The Government has a duty to protect its citizens and new laws that are designed to protect the public will generally be welcomed and provide reassurance. But, in times of fear, there is a grave risk that fundamental freedoms can become a casualty of government policy and vague or draconian legislation may undermine some of the freedoms we take for granted.
The criminalising of casual viewing of online content could result in many whose curiosity gets the better of them becoming criminalised. When the definition of terrorism is so broad many could be inadvertently embroiled in criminal activity by browsing or viewing information “likely to be of use” to a terrorist, without even knowing it.
Many will welcome the ability to prosecute those accused of committing terrorism acts overseas, but how reliable is the evidence obtained overseas where, in some states, confessions and information are routinely gained by torture?
Schedule 3 of the CTBSB gives port officers powers at borders to question and detain anyone, without grounds for suspicion, and to seize articles for examination, to establish if they are involved in “hostile state activity”. This mirrors Schedule 7 of the Terrorism Act 2000 which allows questioning at a port, without suspicion, to establish if an individual is involved in terrorism. The Courts have struggled with a definition of terrorism, but what is the definition of a “hostile activity?”.
David Miranda, the partner of Guardian journalist Glenn Greenwald, was detained and his belongings were seized under the Schedule 7 regime in the Terrorism Act 2000. In that case, we discovered, that “terrorism “ can be given a broad meaning, especially when the Government is keen to seize politically sensitive material. The lower court were comfortable with the fact that journalists could become “accidental terrorists” by inadvertently causing a risk of harm to the public by their publications. Fortunately the appeal court did not accept this.“Hostile activity” can presumably be given an even broader definition as it is such a vague term open to countless interpretations.

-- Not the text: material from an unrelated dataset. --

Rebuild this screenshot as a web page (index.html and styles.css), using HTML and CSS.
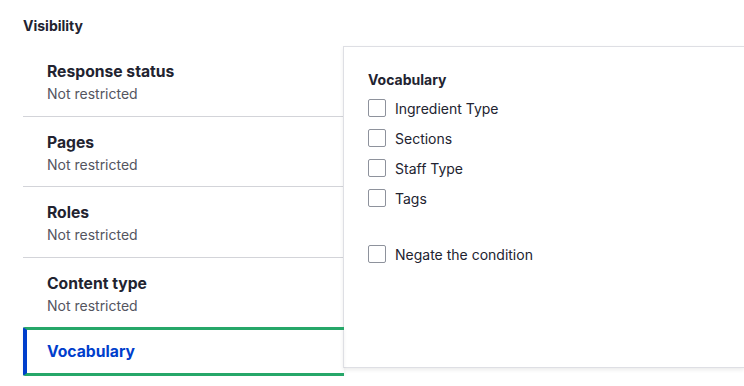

Schedule 7 was ruled incompatible with the European Convention on Human Rights on the basis of the lack of protections for journalistic material. Yet the proposed CTBSB gives no protection for such material at the point it is seized. There are no safeguards incorporated in the Act to protect journalists and their sensitive material or sources. In Miranda the Court of Appeal concluded:
The central concern is that disclosure of journalistic material (whether or not it involves the identification of a journalist’s source) undermines the confidentiality that is inherent in such material and which is necessary to avoid the chilling effect of disclosure and to protect article 10 rights. If journalists and their sources can have no expectation of confidentiality, they may decide against providing information on sensitive matters of public interest.
The CTBSB concluded its report stage in the House of Lords on 17 December. “Hacked off” and numerous other journalistic organisations and news journals made representations and signed an open letter to attempt to ensure journalists and their material had protections written into the new Act. The likely outcome is that Schedule 3 will mirror Schedule 7 with a Code of Practice incorporated to meet the concerns of the Court of Appeal. But this is little comfort to journalists travelling though ports with politically sensitive material as they will always fear a stop, questioning under compulsion and seizure of their material which will inevitably result in a chilling of freedom of expression.